After leaving the Pinnacles Desert and its extraordinary rock formations we continue our journey North, following the Indian Ocean and its beautiful beaches interspersed with fishing villages – Being happy over / Being on a boat / I dream of water / But of ocean / Ah! The ocean / Fishing fish in it (free translation of “Le rêve du Pêcheur” by the French composer and singer Laurent Voulzy) – such as Jurien Bay about 137 miles North of Perth. Imagine wide white sand beaches caressed by the breaking waves of the Indian Ocean: alone on the sand / Eyes looking at the water watching dolphins play. There is no such thing as a private beach. Just lay down your towel to own a piece of paradise for as long as you wish. However, although these beaches make you dream, swimming is another story… It is winter, and the water is cold (at least for me!). If the ocean is not always in sight of the road, huge white sand dunes in the middle of the greenery tell you it is near.

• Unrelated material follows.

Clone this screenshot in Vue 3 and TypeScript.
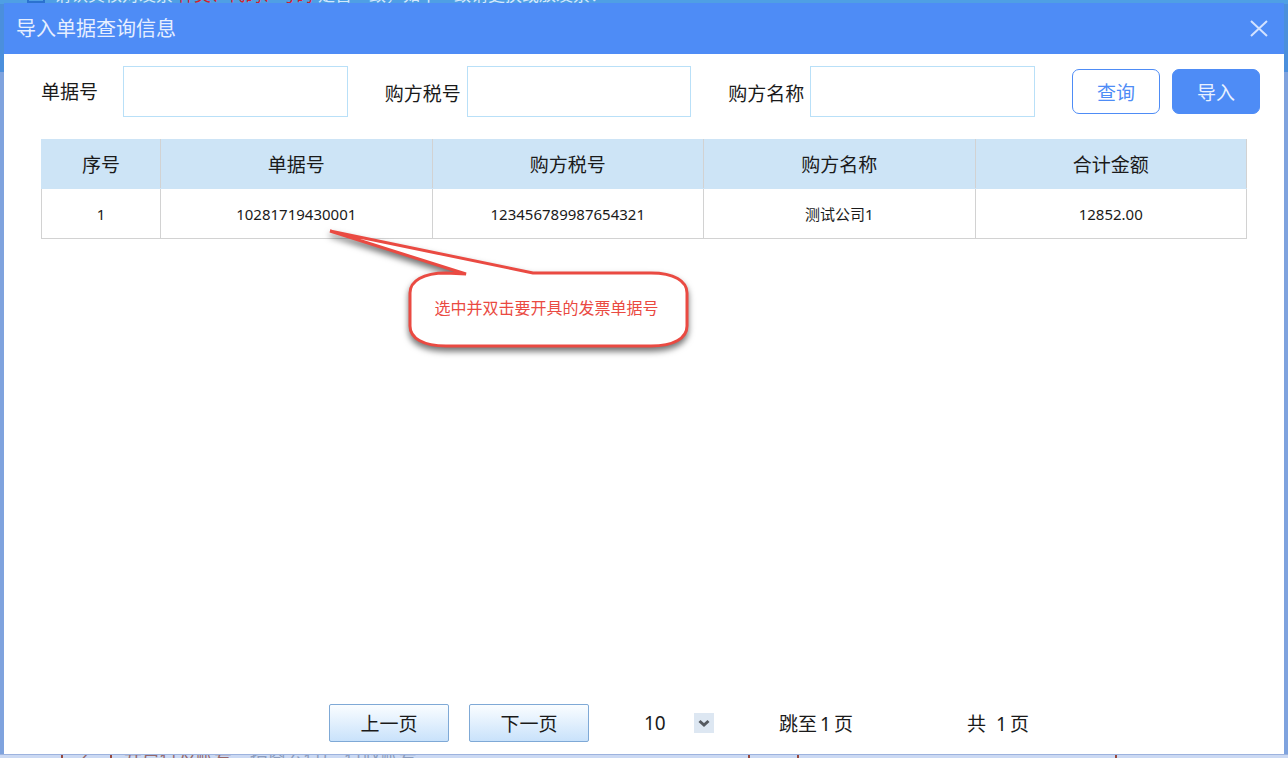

Just before entering Kalbarri National Park, we pass a vast salt lake–no, no you are not dreaming or under the influence of an illicit substance–the water is pink! This is Kalbarri National Park 301 miles North of Perth and covering 706 square miles. The Park features spectacular coastal red sandstone cliffs that plunge more than 328 feet into the Indian Ocean and from which we can watch whales leaping off in the distance. Many pleasant hikes punctuate these coastal cliffs passing colorful rocks such as at Pot Alley. These strips of compacted sand are the result of wind and wave erosion exposing multicolored layers in the sandstone cliff over about 400 million years (remember: Yonks). At sunset, the colors change, and the rugged coast takes on a golden shade as seen in the Natural Bridge. Twilight is also the time when indigenous people go out to enjoy the last sunrays. We meet one of them, with golden skin and beautiful blue eyes… Yes, I am convinced, ladies, that under this apparent golden shell beat a sweetheart.
Some distance from the coast, Kalbarri park offers a different face. The Murchison River winds through steep gorges before flowing into the Gantheaume Bay at Kalbarri some 510 miles from its source. Again the gorges offer a palette of astonishing colors in contrast with the whiteness of eucalyptus that grows into the cliff; Mother Nature is a great artist !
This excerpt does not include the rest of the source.